A new study compiling the opinions of more than 100 healthcare leaders working in organizations that provide telehealth services finds that remote patient monitoring solutions are positioned for strong short-term growth, driven by ACOs beginning to formulate population health strategies and hospitals looking to proactively control 30-day readmission rates.

A shorter wait in the ER is just a click away at hospitals with startup’s virtual waiting service

Health IT startup InQuicker is making inroads working to reduce ED wait times. The company has developed an online waiting service similar in functionality to OpenTable. The software, which is accessed from the hospital’s website, allows patients with non-life-threatening conditions to check in from home and wait there during the time they would normally spend in the waiting room.

Brookings finds healthcare jobs soaring over other industries

The Brookings Institution releases a report on job growth that places healthcare ahead of all other sectors, realizing a 22.7 percent employment growth rate over 10 years compared to an average 2.1 percent from all other industries. Across the 100 largest metropolitan areas in the US, healthcare accounted for more than one in every 10 jobs.

JRMC Formally Announces Agreement with Sanford Health

Jamestown Regional Medical Center (ND) has partnered with 35-hospital network Sanford Health in order to have Sanford’s Epic EHR installed at JRMC. In addition to the EHR agreement, Stanford will help expand oncology services offered at Jamestown. The 25-bed hospital will otherwise continue to operate as an independent critical access hospital.

Morning Headlines 7/8/13

July 7, 2013 Headlines 2 Comments

Outsourced UPMC workers protest cuts

Transcriptionists at Pittsburgh’s UPMC protest the decision to outsource their jobs to Nuance. The workers were offered remote positions with Nuance, but at a significant pay cut.

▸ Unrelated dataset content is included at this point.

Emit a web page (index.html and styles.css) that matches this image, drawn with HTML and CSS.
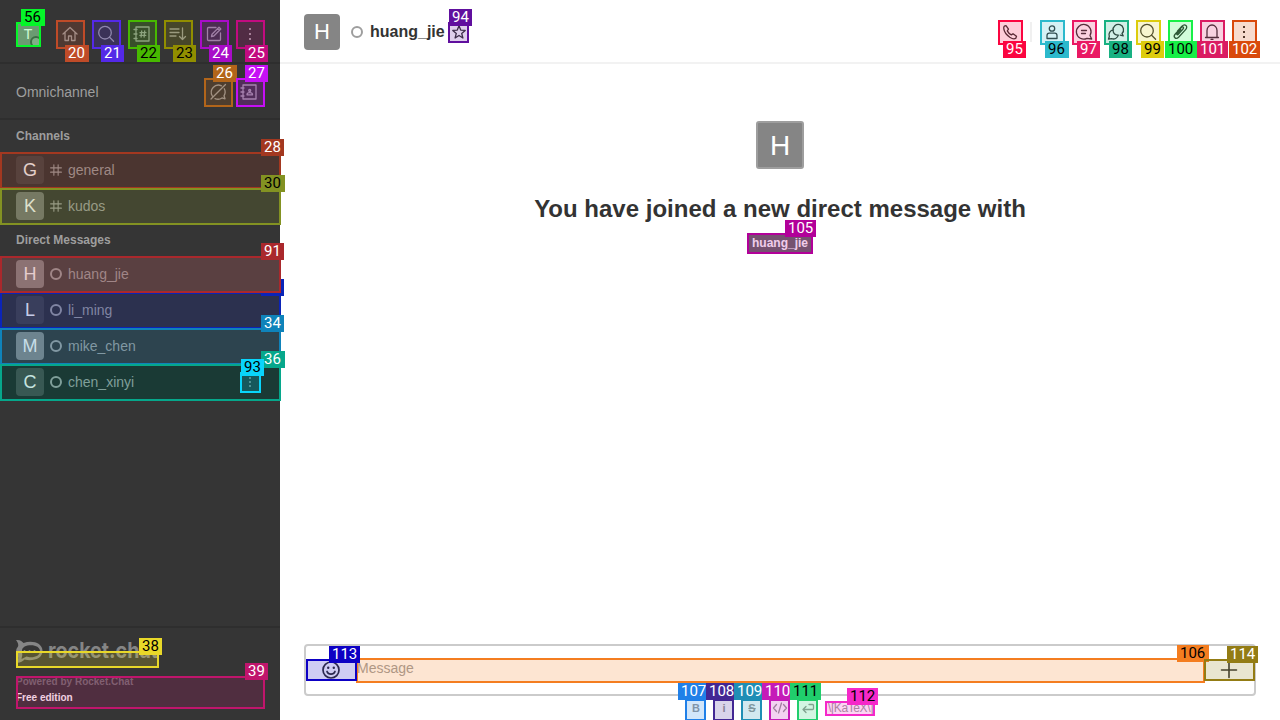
FILE: index.html
```html
<!DOCTYPE html>
<html lang="en">
<head>
<meta charset="utf-8">
<title>huang_jie</title>
<link rel="stylesheet" href="styles.css">
</head>
<body>
<svg class="defs" aria-hidden="true">
  <symbol id="i-home" viewBox="0 0 20 20"><path d="M3 10 10 3.500l7 6.500M5 8.500V16.500h3.500v-4.500h3v4.500H15V8.500"/></symbol>
  <symbol id="i-search" viewBox="0 0 20 20"><circle cx="9" cy="8.700" r="6.300"/><path d="m13.600 13.200 4 4"/></symbol>
  <symbol id="i-dir" viewBox="0 0 20 20"><path d="M4 3h13v14H4zM2 5.500h3M2 10h3M2 14.500h3M9.700 7l-.6 6M12.700 7l-.6 6M8 8.700h6M7.800 11.300h6"/></symbol>
  <symbol id="i-sort" viewBox="0 0 20 20"><path d="M2 5h9M2 8.500h9M2 12h6M14.500 4v11.500M11.500 12.500l3 3 3-3"/></symbol>
  <symbol id="i-edit" viewBox="0 0 20 20"><path d="M12 3.500H4.500a1 1 0 0 0-1 1v11a1 1 0 0 0 1 1h11a1 1 0 0 0 1-1V9M8 10.200l7-7 1.800 1.800-7 7L7.500 12.500zM13.500 4.700l1.800 1.800"/></symbol>
  <symbol id="i-kebab" viewBox="0 0 20 20"><path class="solid" d="M9 4h2v2H9zM9 9h2v2H9zM9 14h2v2H9z"/></symbol>
  <symbol id="i-away" viewBox="0 0 20 20"><path d="M13.500 3.800A7.200 7.200 0 0 0 4.300 14M3 17 17.500 2.500M7 16.600c3 1.200 5 .8 7-.7l3 .9-1-3a7 7 0 0 0 .3-7"/></symbol>
  <symbol id="i-contact" viewBox="0 0 20 20"><path d="M4 3h13v14H4zM2 6h3M2 10h3M2 14h3M8 12.800c0-2.800 5.500-2.800 5.500 0z"/><circle cx="10.700" cy="8.500" r="1"/></symbol>
  <symbol id="i-hash" viewBox="0 0 14 14"><path d="M4.500 1v12M9.500 1v12M.7 4.500h12.600M.7 9.500h12.600"/></symbol>
  <symbol id="i-star" viewBox="0 0 16 16"><path d="m8 1.800 1.700 4.300 4.500.3-3.500 3 1.200 4.600L8 11.500 4.100 14l1.200-4.600-3.500-3 4.500-.3z"/></symbol>
  <symbol id="i-phone" viewBox="0 0 20 20"><path d="M4.300 4.200 6 3.600l2.500 3.600-1.200 1.700c1 2 2.200 3.100 4 4l1.700-1.200 3.500 2.600-.7 1.900c-1.200 1-3.300.8-6-1C6.300 12.700 4.300 10 3.800 6.800c-.2-1.200 0-2 .5-2.600z"/></symbol>
  <symbol id="i-user" viewBox="0 0 20 20"><circle cx="10" cy="6.500" r="2.700"/><path d="M5 16.500v-3c0-1.500 1-2.300 2.300-2.300h5.400c1.300 0 2.300.8 2.300 2.300v3z"/></symbol>
  <symbol id="i-thread" viewBox="0 0 20 20"><path d="M16 13.500A7.300 7.300 0 1 0 13 16.300L17.700 17zM7.500 8.500h5M7.500 11.500h4"/></symbol>
  <symbol id="i-disc" viewBox="0 0 20 20"><path d="M16 11.500A5.300 5.300 0 1 0 7 8.500M16 11.500l1.200 2.300-3-.6M7.500 7.800A5 5 0 0 0 3.300 14.500L2.500 17.200 5.500 16.600A5 5 0 0 0 12.300 13.200M7 8.500c.3 2.700 2.500 4.700 5.300 4.700"/></symbol>
  <symbol id="i-clip" viewBox="0 0 20 20"><path d="m8 12.500 5-5.500c1.400-1.600-.3-3-1.700-1.500l-6 6.500c-2.700 3 .5 6 3.300 3.200l7-7.600c3-3.400-.7-6.500-3.700-3.300l-4.500 5M8 12.500c-.7.800-1.800-.1-1-1l3.600-4"/></symbol>
  <symbol id="i-bell" viewBox="0 0 20 20"><path d="M3.500 15.500h13M5 15.500V8.500a5 5.500 0 0 1 10 0v7M9 17.300h2"/></symbol>
  <symbol id="i-smile" viewBox="0 0 20 20"><circle cx="10" cy="10" r="8"/><path d="M6 11.500c1.300 3.500 6.700 3.500 8 0"/><circle class="solid" cx="7.200" cy="7.800" r="1.200"/><circle class="solid" cx="12.800" cy="7.800" r="1.200"/></symbol>
  <symbol id="i-plus" viewBox="0 0 20 20"><path d="M10 2.500v15M2.500 10h15"/></symbol>
  <symbol id="i-code" viewBox="0 0 16 16"><path d="M4.500 4.500 1.500 8l3 3.500M11.500 4.500l3 3.500-3 3.500M9.500 3l-3 10"/></symbol>
  <symbol id="i-enter" viewBox="0 0 16 16"><path d="M6 6.500 3 9.500l3 3M3 9.500h9.500q1 0 1-1V5.500q0-1-1-1H9"/></symbol>
</svg>

<div class="app">
  <aside class="sidebar">
    <header class="topbar">
      <div class="me">T<i></i></div>
      <div class="tools">
        <svg><use href="#i-home"/></svg><svg><use href="#i-search"/></svg><svg><use href="#i-dir"/></svg><svg><use href="#i-sort"/></svg><svg><use href="#i-edit"/></svg><svg><use href="#i-kebab"/></svg>
      </div>
    </header>
    <div class="omni"><span>Omnichannel</span><div class="tools"><svg><use href="#i-away"/></svg><svg><use href="#i-contact"/></svg></div></div>
    <nav class="rooms">
      <h3>Channels</h3>
      <div class="room"><b class="avatar dim">G</b><svg class="hash"><use href="#i-hash"/></svg><span>general</span></div>
      <div class="room"><b class="avatar mid">K</b><svg class="hash"><use href="#i-hash"/></svg><span>kudos</span></div>
      <h3>Direct Messages</h3>
      <div class="room active"><b class="avatar light">H</b><i class="status"></i><span>huang_jie</span></div>
      <div class="room"><b class="avatar dim">L</b><i class="status"></i><span>li_ming</span></div>
      <div class="room"><b class="avatar light">M</b><i class="status"></i><span>mike_chen</span></div>
      <div class="room hover"><b class="avatar dim">C</b><i class="status"></i><span>chen_xinyi</span><svg class="more"><use href="#i-kebab"/></svg></div>
    </nav>
    <footer class="foot">
      <svg class="logo" viewBox="0 0 144 26">
        <path d="M0 2c4-.5 6 1 7.500 3 9-3 19 0 19 8s-10 10.500-18 8.500c-2 2.500-5 3.500-8.500 3 2-2 2.500-4 2-6-2.500-4-2.500-7 0-10 .8-2.500-.5-4.500-2-6.500z"/>
        <path class="bubble" d="M6 13c0-4 4-5.700 9-5.700s9 2.200 9 5.900-4 6-9 6c-2 0-3-.2-4.500-.7L5.500 21l.8-4C6.200 16 6 14.500 6 13z"/>
        <circle cx="8.500" cy="13" r="1"/><circle cx="13.500" cy="13" r="1"/><circle cx="18.500" cy="13" r="1"/>
        <text x="32" y="19.500" textLength="110" lengthAdjust="spacingAndGlyphs">rocket.chat</text>
      </svg>
      <div class="powered">Powered by Rocket.Chat</div>
      <div class="edition">Free edition</div>
    </footer>
  </aside>

  <main class="main">
    <header class="roomhead">
      <div class="face">H</div><i class="status"></i><h1>huang_jie</h1><svg class="star"><use href="#i-star"/></svg>
      <div class="actions">
        <svg><use href="#i-phone"/></svg><i class="sep"></i><svg><use href="#i-user"/></svg><svg><use href="#i-thread"/></svg><svg><use href="#i-disc"/></svg><svg><use href="#i-search"/></svg><svg><use href="#i-clip"/></svg><svg><use href="#i-bell"/></svg><svg><use href="#i-kebab"/></svg>
      </div>
    </header>
    <section class="intro">
      <div class="bigface">H</div>
      <h2>You have joined a new direct message with</h2>
      <span class="tag">huang_jie</span>
    </section>
    <div class="composer">
      <svg class="smile"><use href="#i-smile"/></svg><span>Message</span><svg><use href="#i-plus"/></svg>
    </div>
    <div class="format"><b>B</b><b>i</b><b><s>S</s></b><svg><use href="#i-code"/></svg><svg><use href="#i-enter"/></svg><span class="katex">\[KaTeX\]</span></div>
  </main>
</div>
<div class="marks" id="marks"></div>
<script src="marks.js"></script>
</body>
</html>
```
FILE: styles.css
```css
* { box-sizing: border-box; }
body { margin: 0; width: 1280px; height: 720px; overflow: hidden; background: #fff; font-family: "Liberation Sans", Arial, sans-serif; }
h1, h2, h3 { margin: 0; }
svg { fill: none; stroke: currentColor; stroke-width: 1.3; stroke-linejoin: round; stroke-linecap: round; flex: none; }
.solid { fill: currentColor; stroke: none; }
.defs { position: absolute; width: 0; height: 0; }
.app { display: flex; height: 720px; }

.sidebar { width: 280px; display: flex; flex-direction: column; background: #353535; color: #9e9e9e; font-size: 14px; }
.topbar { height: 64px; padding: 6px 16px 0; display: flex; align-items: center; justify-content: space-between; border-bottom: 2px solid #2e2e2e; }
.me { position: relative; width: 24px; height: 24px; background: #858585; color: #fff; text-align: center; line-height: 24px; border-radius: 2px; overflow: hidden; }
.me i { position: absolute; left: 14px; top: 14px; width: 12px; height: 12px; border: 2px solid #4c4c4c; border-radius: 50%; background: #9e9e9e; }
.tools { display: flex; gap: 16px; padding-right: 5px; }
.topbar .tools { padding-right: 4px; }
.tools svg { width: 20px; height: 20px; }
.omni { height: 56px; padding: 2px 16px 0; display: flex; align-items: center; justify-content: space-between; border-bottom: 2px solid #2e2e2e; }
.omni .tools { gap: 11px; padding-right: 5px; }
.rooms { flex: 1; }
.rooms h3 { height: 32px; line-height: 32px; padding-left: 16px; font-size: 12px; }
.room { height: 36px; padding: 0 20px 0 16px; display: flex; align-items: center; }
.room.active { background: #474747; }
.room.hover { background: #202020; }
.room span { flex: 1; }
.avatar { width: 28px; height: 28px; margin-right: 6px; border-radius: 4px; font-size: 18px; font-weight: 400; line-height: 28px; text-align: center; color: #f5f5f5; }
.dim { background: #454545; }
.mid { background: #747474; }
.light { background: #858585; }
.hash { width: 12px; height: 12px; margin-right: 6px; }
.status { width: 12px; height: 12px; margin-right: 6px; border: 2px solid #9e9e9e; border-radius: 50%; }
.more { width: 20px; height: 16px; color: #b5b5b5; stroke-width: 1.5; }
.foot { height: 94px; padding: 10px 16px 0; border-top: 2px solid #2e2e2e; font-size: 10px; font-weight: 700; }
.logo { display: block; width: 144px; height: 26px; fill: #858585; stroke: none; }
.logo text { font: 700 22px Inter, sans-serif; }
.logo .bubble { fill: #353535; }
.powered { margin-top: 10px; line-height: 16px; color: #727272; }
.edition { line-height: 16px; color: #fff; }

.main { width: 1000px; display: flex; flex-direction: column; color: #2f343d; }
.roomhead { height: 64px; flex: none; padding: 2px 22px 0 24px; display: flex; align-items: center; border-bottom: 2px solid #f2f2f2; color: #333; }
.face { width: 36px; height: 36px; margin-right: 11px; background: #858585; color: #fff; border-radius: 4px; font-size: 22px; line-height: 36px; text-align: center; }
.roomhead .status { margin-right: 7px; }
.roomhead h1 { font-size: 16px; line-height: 24px; }
.star { width: 16px; height: 16px; margin-left: 6px; }
.actions { margin-left: auto; display: flex; align-items: center; gap: 12px; padding-right: 4px; }
.actions svg { width: 20px; height: 20px; }
.sep { width: 2px; height: 20px; margin: 0 -2px; background: #f0f0f0; }
.intro { flex: 1; display: flex; flex-direction: column; align-items: center; padding-top: 57px; color: #333; }
.bigface { width: 48px; height: 48px; border: 2px solid #9e9e9e; border-radius: 3px; background: #858585; color: #fff; font-size: 28px; line-height: 46px; text-align: center; }
.intro h2 { margin-top: 24px; font-size: 24px; line-height: 32px; }
.tag { margin-top: 9px; padding: 0 4px; background: #666; color: #fff; font-size: 12px; font-weight: 700; line-height: 18px; }
.composer { height: 52px; flex: none; margin: 0 24px; padding: 0 15px; display: flex; align-items: center; border: 2px solid #cbcbcb; border-radius: 4px; color: #333; }
.composer svg { width: 20px; height: 20px; stroke-width: 1.6; }
.composer .smile { stroke-width: 1.7; }
.composer span { flex: 1; padding: 0 0 4px 16px; color: #9e9e9e; font-size: 14px; }
.format { height: 24px; flex: none; padding-left: 408px; display: flex; gap: 12px; align-items: center; color: #999; font-size: 11px; line-height: 24px; }
.format b, .format svg { width: 16px; height: 16px; line-height: 16px; text-align: center; }
.katex { font-size: 12px; letter-spacing: -.4px; width: 50px; white-space: nowrap; }

.marks { position: absolute; inset: 0; overflow: hidden; }
.mark { position: absolute; border: 2px solid; }
.mark::before { content: ""; position: absolute; inset: 0; background: currentColor; opacity: .2; }
.label { position: absolute; height: 17px; padding-left: 3px; font-family: Roboto, sans-serif; font-size: 15px; line-height: 17px; white-space: nowrap; }
.tucked { clip-path: polygon(20px 0, 100% 0, 100% 100%, 0 100%, 0 14px, 20px 14px); }
```
FILE: marks.js
```javascript
// id, colour, text colour, box x, y, w, h, label x, y, w
const W = '#fff', K = '#000';
const marks = [
  [20, '#bf4b28', W, 56, 20, 29, 29, 65, 45, 24],
  [21, '#5429e8', W, 92, 20, 29, 29, 101, 45, 23],
  [22, '#47b900', K, 128, 20, 29, 29, 137, 45, 23],
  [23, '#918e00', K, 164, 20, 29, 29, 173, 45, 23],
  [24, '#a90cc9', W, 200, 20, 29, 29, 209, 45, 23],
  [25, '#c20b80', W, 236, 20, 29, 29, 245, 45, 23],
  [26, '#b2651a', W, 204, 78, 29, 29, 213, 65, 24],
  [27, '#c60ff5', W, 236, 78, 29, 29, 245, 65, 23],
  [28, '#a33820', W, 0, 152, 281, 37, 261, 139, 23],
  [30, '#839222', K, 0, 188, 281, 37, 261, 175, 24],
  ['', '#0b24b8', W, 0, 292, 281, 37, 261, 279, 23],
  [34, '#0f83ba', W, 0, 328, 281, 37, 261, 315, 23],
  [36, '#06a78b', W, 0, 364, 281, 37, 261, 351, 24],
  [38, '#e8d829', K, 16, 651, 143, 17, 139, 638, 23],
  [39, '#c0156c', W, 16, 676, 249, 33, 245, 663, 23],
  [56, '#05f629', K, 16, 22, 25, 25, 21, 9, 24],
  [91, '#aa282c', W, 0, 256, 281, 37, 261, 243, 23],
  [93, '#09d5fb', K, 240, 372, 21, 21, 241, 359, 23],
  [94, '#600f9e', W, 448, 22, 21, 21, 449, 9, 23],
  [95, '#fb0540', W, 998, 20, 25, 25, 1003, 41, 23],
  [96, '#2cb9cc', K, 1040, 20, 25, 25, 1045, 41, 24],
  [97, '#ea1863', W, 1072, 20, 25, 25, 1077, 41, 23],
  [98, '#18b182', K, 1104, 20, 25, 25, 1109, 41, 23],
  [99, '#ddcc0d', K, 1136, 20, 25, 25, 1141, 41, 23],
  [100, '#17f047', K, 1168, 20, 25, 25, 1165, 41, 32],
  [101, '#da1c62', W, 1200, 20, 25, 25, 1197, 41, 31],
  [102, '#d9490b', W, 1232, 20, 25, 25, 1229, 41, 31],
  [105, '#b20099', W, 747, 233, 66, 21, 785, 220, 31],
  [106, '#f47d20', K, 356, 658, 849, 25, 1177, 645, 32],
  [107, '#2080e8', W, 685, 699, 21, 22, 678, 683, 31],
  [108, '#432794', W, 713, 699, 21, 22, 706, 683, 31],
  [109, '#1f8eb5', W, 741, 699, 21, 22, 734, 683, 31],
  [110, '#c51bb8', W, 769, 699, 21, 22, 762, 683, 31],
  [111, '#20ce6c', K, 797, 699, 21, 22, 790, 683, 31],
  [112, '#f528c9', K, 825, 701, 50, 15, 847, 688, 31],
  [113, '#0d00c4', W, 306, 659, 51, 22, 329, 646, 31],
  [114, '#937c14', W, 1204, 659, 51, 22, 1227, 646, 31]
];
const layer = document.getElementById('marks');
for (const [id, color, ink, x, y, w, h, lx, ly, lw] of marks) {
  const box = document.createElement('div');
  box.className = 'mark';
  box.style.cssText = `left:${x}px;top:${y}px;width:${w}px;height:${h}px;color:${color};border-color:${color}`;
  const label = document.createElement('div');
  label.className = id ? 'label' : 'label tucked';
  label.textContent = id;
  label.style.cssText = `left:${lx}px;top:${ly}px;width:${lw}px;background:${color};color:${ink}`;
  layer.append(box, label);
}
```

ONC Patient Safety Webinar

ONC will hold a meeting on its recently announced patient safety plan this Wednesday, July 10, at 3:45pm EDT.

Low sign-up for Australian eHealth records

In Australia, the highly publicized national patient portal is criticized after the one-year anniversary of its launch passes with only two percent of the Australian population having created accounts.

Open Letter to Chuck Hagel: DoD still doesn’t know what the hell they are doing

VistA expert Tom Munnecke publishes an open letter to Chuck Hagel in which he explains why implementing VistA would be a logical choice for the DoD and why a commercial solution would be an expensive mistake. He uses England’s NPfIT failure as an example of what can go wrong when a national strategy is centered around integrating multiple systems and points to the NHS’s recent decision to evaluate the use of VistA as a single, integrated solution as validation of that approach.

Morning Headlines 7/5/13

July 4, 2013 Headlines 1 Comment

May 2013: EHR Incentive Program

May marks the slowest growth in eligible professional attestation since June 2011, netting just 892 new EPs and moving total attestation rates from 55.3 percent to 55.4 percent.

Safer Hospitals, Safer Wards: Achieving an Integrated Digital Care Record

In England, the NHS issues a report which confirms that it is evaluating the implementation of VistA to meet its health IT goals in an open source environment.

Lawmakers release comments on call for ‘reboot’ of Meaningful Use program

Six Republican senators have released the public comments they solicited in April regarding a request to HHS to publish a written plan for how it is implementing the HITECH Act.

Indiana FSSA notifying clients of potential information breach

A computer glitch that caused medical records to be erroneously printed and mailed to the wrong patients is being blamed for a massive personal data breach in Indiana that has impacted as many as 187,000 patients.